Local media reports said six of the dead were children, 16 were women and six were men.

Death penalty

Mr Torres said a member of the Mara Salvatrucha had been arrested in connection with the attack.

The gunmen left behind a note saying they represented a guerrilla group, the Cinchonero People’s Liberation Movement, opposed to the reintroduction of the death penalty in Honduras.

However, the group in question has not been active since the 1980s and is thought to be defunct.

The attackers’ note also challenged a number of leading politicians who have come out strongly against organised crime - particularly the president of Congress, Porfirio Lobo.

Mr Lobo, a potential candidate in next year’s presidential election, has been a strong advocate of the death penalty for serious crimes.

Gang violence

The Mara Salvatrucha is one of a number of Los Angeles-style youth gangs that sprang up in the region after their members were deported from the US in the 1990s.

The founders of the gangs were typically Central American youngsters whose families had fled to the US to escape civil war.

After peace accords were signed, they were sent back to their countries and took the street-gang culture with them.

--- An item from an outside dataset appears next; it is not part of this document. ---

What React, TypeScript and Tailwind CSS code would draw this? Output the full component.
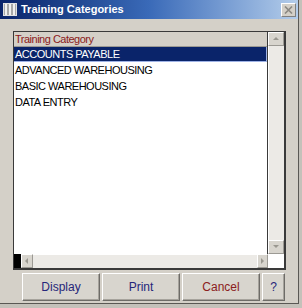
import React from "react";

const categories = ["ACCOUNTS PAYABLE", "ADVANCED WAREHOUSING", "BASIC WAREHOUSING", "DATA ENTRY"];

function Arrow({ dir }: { dir: "up" | "down" | "left" | "right" }) {
  const points = {
    up: "1,5 4,2 7,5",
    down: "1,2 4,5 7,2",
    left: "5,1 2,4 5,7",
    right: "2,1 5,4 2,7",
  }[dir];
  return (
    <svg width="8" height="8" viewBox="0 0 8 8">
      <polygon points={points} fill="#9a9890" />
    </svg>
  );
}

function ScrollButton({ dir, className }: { dir: "up" | "down" | "left" | "right"; className: string }) {
  return (
    <div
      className={`flex items-center justify-center border border-t-white border-l-white border-r-[#9c9a94] border-b-[#9c9a94] bg-[#d8d5ce] ${className}`}
    >
      <Arrow dir={dir} />
    </div>
  );
}

function DialogButton({ label, width, color }: { label: string; width: string; color: string }) {
  return (
    <button
      type="button"
      className={`flex h-[28px] items-center justify-center border border-t-white border-l-white border-r-[#6e6c68] border-b-[#6e6c68] bg-[#d8d5ce] text-[12px] shadow-[inset_-1px_-1px_0_#a6a39c] ${width} ${color}`}
    >
      {label}
    </button>
  );
}

export default function App() {
  return (
    <div className="h-[308px] w-[302px] bg-[#c4c1ba] font-['Liberation_Sans',Arial,sans-serif]">
      <div className="flex h-[304px] w-[299px] flex-col border-r border-b border-[#5a5854] bg-[#d4d0c8]">
        {/* title bar */}
        <div className="flex h-[19px] shrink-0 items-center bg-linear-to-r from-[#0a246a] via-[#3a6ab8] to-[#b4cdea]">
          <div className="ml-[3px] flex h-[13px] w-[14px] gap-[2px] border border-[#e0e0e0] bg-[#a8a8a8] px-[1px]">
            <span className="h-full w-[2px] bg-[#f0f0f0]" />
            <span className="h-full w-[2px] bg-[#f0f0f0]" />
            <span className="h-full w-[2px] bg-[#f0f0f0]" />
          </div>
          <span className="ml-[4px] text-[11px] font-bold text-white">Training Categories</span>
          <div className="ml-auto mr-[2px] flex h-[14px] w-[15px] items-center justify-center border border-t-white border-l-white border-r-[#808080] border-b-[#808080] bg-[#d4d0c8]">
            <svg width="9" height="8" viewBox="0 0 9 8">
              <path d="M1 0.5 L8 7.5 M8 0.5 L1 7.5" stroke="#8a8882" strokeWidth="1.6" />
            </svg>
          </div>
        </div>

        {/* list box */}
        <div className="ml-[13px] mt-[12px] flex h-[239px] w-[273px] flex-col border border-r-2 border-b-2 border-[#3a3a3a] tracking-[-0.5px]">
          <div className="flex h-[223px]">
            <div className="flex-1 bg-white text-[11px]">
              <div className="flex h-[15px] items-center border-b border-[#9c9a94] bg-[#d4d0c8] pl-[1px] text-[#8b1a1a]">
                Training Category
              </div>
              {categories.map((name, i) => (
                <div
                  key={name}
                  className={
                    i === 0
                      ? "flex h-[15px] items-center border-r border-b border-[#9fb3e6] bg-[#0a246a] pl-[1px] text-white"
                      : "flex h-[16px] items-center pl-[1px] text-black"
                  }
                >
                  {name}
                </div>
              ))}
            </div>
            <div className="flex w-[17px] flex-col border-l border-[#3a3a3a] bg-[#eceae6]">
              <ScrollButton dir="up" className="h-[14px]" />
              <div className="flex-1 border-l border-white" />
              <ScrollButton dir="down" className="h-[14px]" />
            </div>
          </div>
          <div className="flex h-[14px]">
            <div className="w-[7px] bg-black" />
            <ScrollButton dir="left" className="w-[12px]" />
            <div className="flex-1 border-t border-white bg-[#eceae6]" />
            <ScrollButton dir="right" className="w-[11px]" />
            <div className="w-[16px] bg-white" />
          </div>
        </div>

        {/* buttons */}
        <div className="ml-[22px] mt-[3px] flex gap-[2px]">
          <DialogButton label="Display" width="w-[78px]" color="text-[#26267a]" />
          <DialogButton label="Print" width="w-[78px]" color="text-[#26267a]" />
          <DialogButton label="Cancel" width="w-[78px]" color="text-[#8b2020]" />
          <DialogButton label="?" width="w-[23px]" color="text-[#26267a]" />
        </div>
      </div>
    </div>
  );
}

The Mara Salvatrucha now has an estimated 25,000 members in Honduras, neighbouring El Salvador and other Central American nations.

Members of the gang formed the majority of the 104 victims of a fire at San Pedro Sula prison in May.

President Maduro offered his sympathy to the families in a television and radio broadcast, and said he would be visiting them personally.

What happened tonight is a barbaric and cowardly act, he said.

He said the attack was not a threat against him or his ministers, but an attack against all Hondurans.

He said the police and military had joined forces to find the attackers, and a reward of $50,000 (£26,000) for information leading to their capture was being offered.

I’m asking the country to have confidence in their government, he said.